Think layered lighting, books stacked on every available surface, vintage furniture, soft textiles, warm paint colors, and corners that feel intentionally lived-in. The goal isn’t perfection. It’s creating a home that feels welcoming the moment you walk through the door.

Handmade Ceramics Continue To Win Hearts

If there’s one thing I’ve noticed while scrolling Pinterest lately, it’s that handmade ceramics are everywhere.

Not just as decorative objects sitting on a shelf, but as part of everyday life. A handmade mug beside a coffee machine. A sculptural bowl on a dining table. A collection of mismatched plates displayed on open kitchen shelving.

In fact, the trend became so impossible to ignore that I recently dedicated an entire article to it: The Ceramic Trend Taking Over Beautiful Homes in 2026.

What’s interesting is that people aren’t gravitating toward perfect pieces. Quite the opposite.
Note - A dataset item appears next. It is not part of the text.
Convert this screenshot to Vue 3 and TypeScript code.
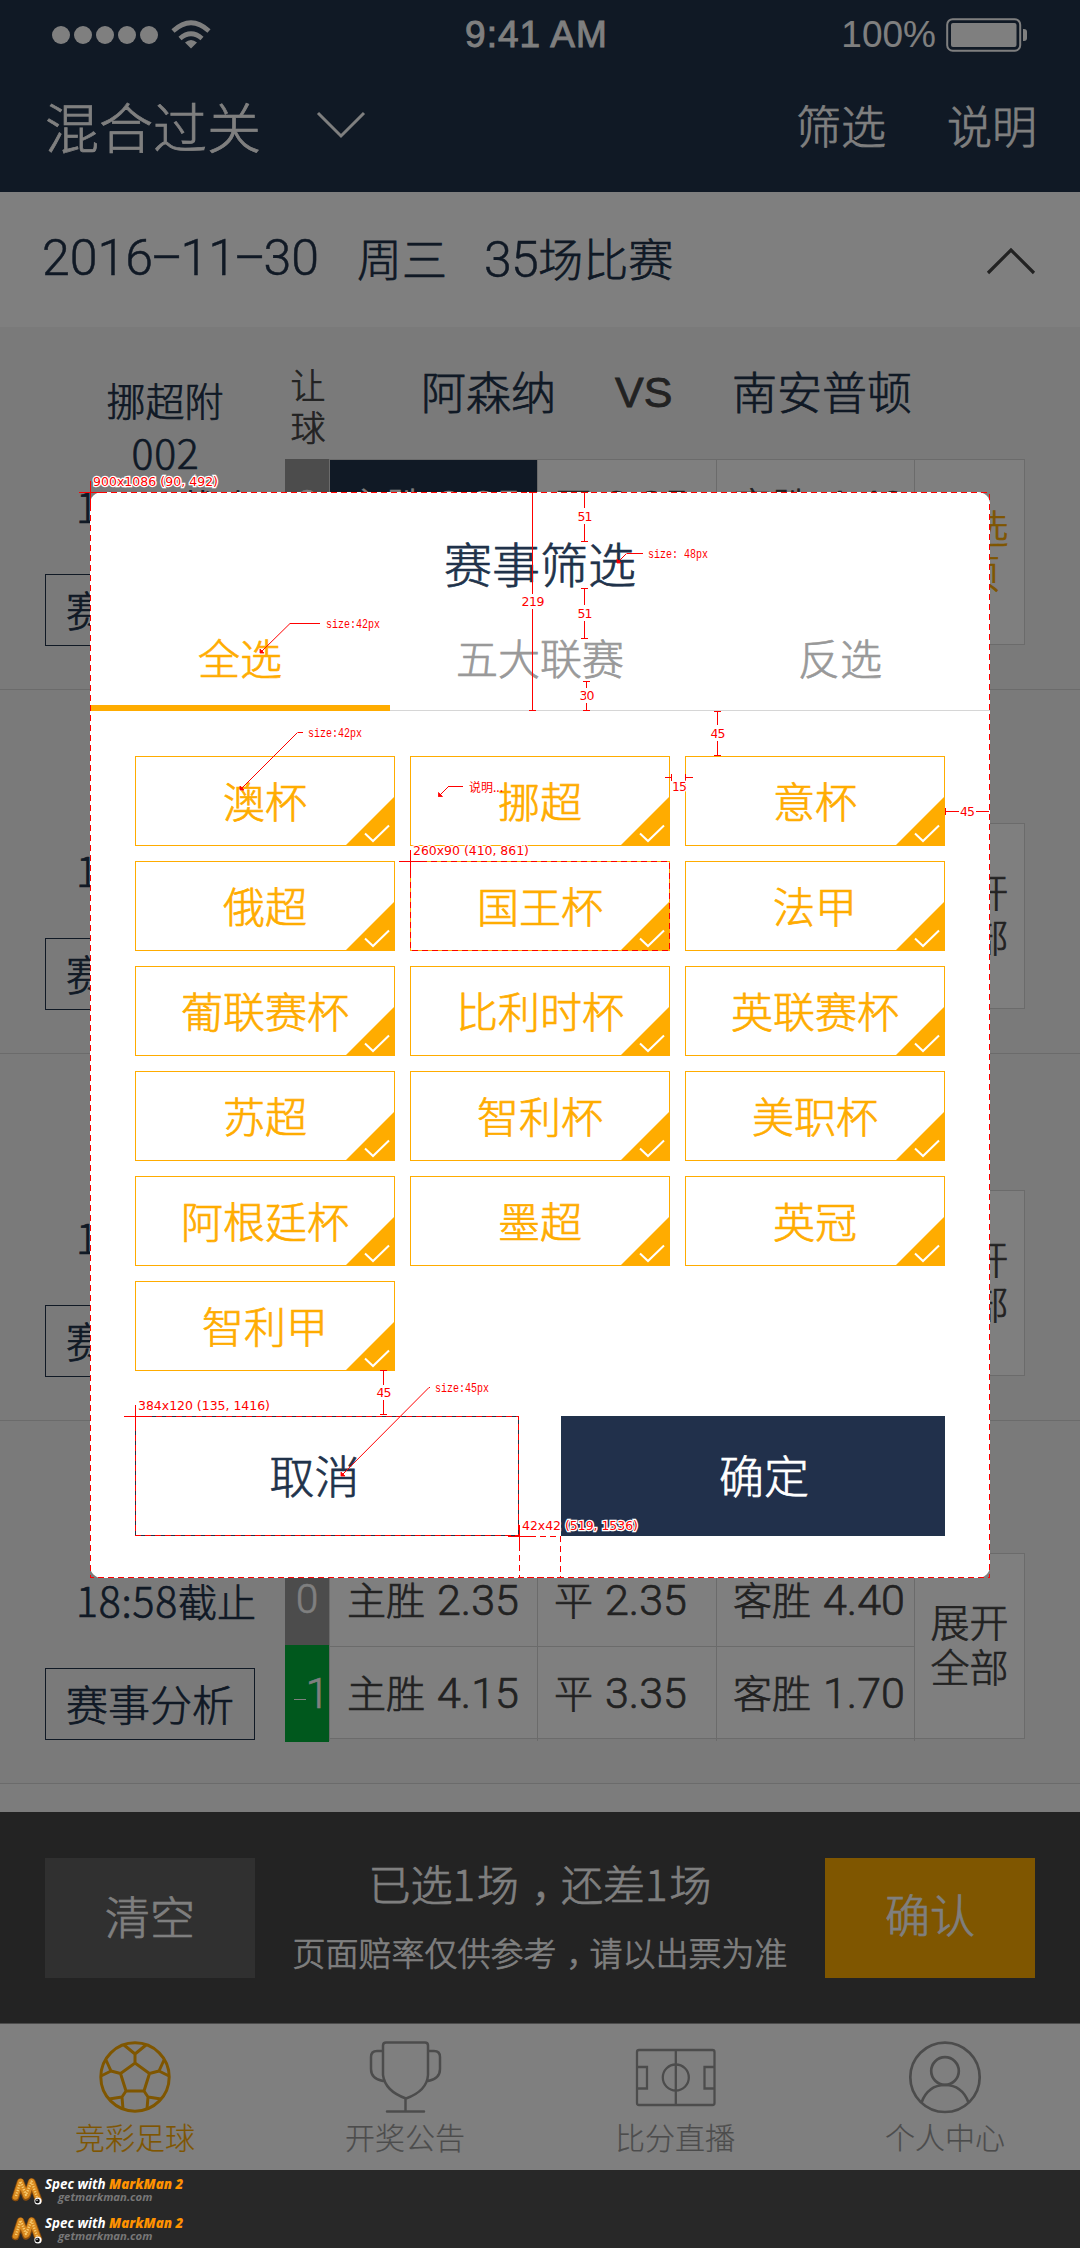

The appeal often lies in the subtle irregularities—a slightly uneven rim, a hand-shaped form, a glaze that behaves differently from piece to piece. These details bring warmth and personality to a home in a way that mass-produced decor rarely can.

Handmade ceramics also fit naturally into many of Pinterest’s biggest aesthetics right now. They appear in cinematic kitchens, cozy apartments, collected living rooms, and Parisian-inspired interiors. Whether they’re displayed on open shelving or used every day at the dining table, they add texture, character, and a sense of craftsmanship.

The Bigger Trend Behind All the Trends

If there’s one thing these Pinterest saves reveal, it’s that people are craving homes with personality.

The ultra-minimal, perfectly coordinated interiors that dominated social media for years are slowly giving way to spaces that feel warmer, more collected, and more human.

People still want beautiful rooms. They just want those rooms to tell a story.

And honestly? That’s a trend I hope sticks around for a very long time.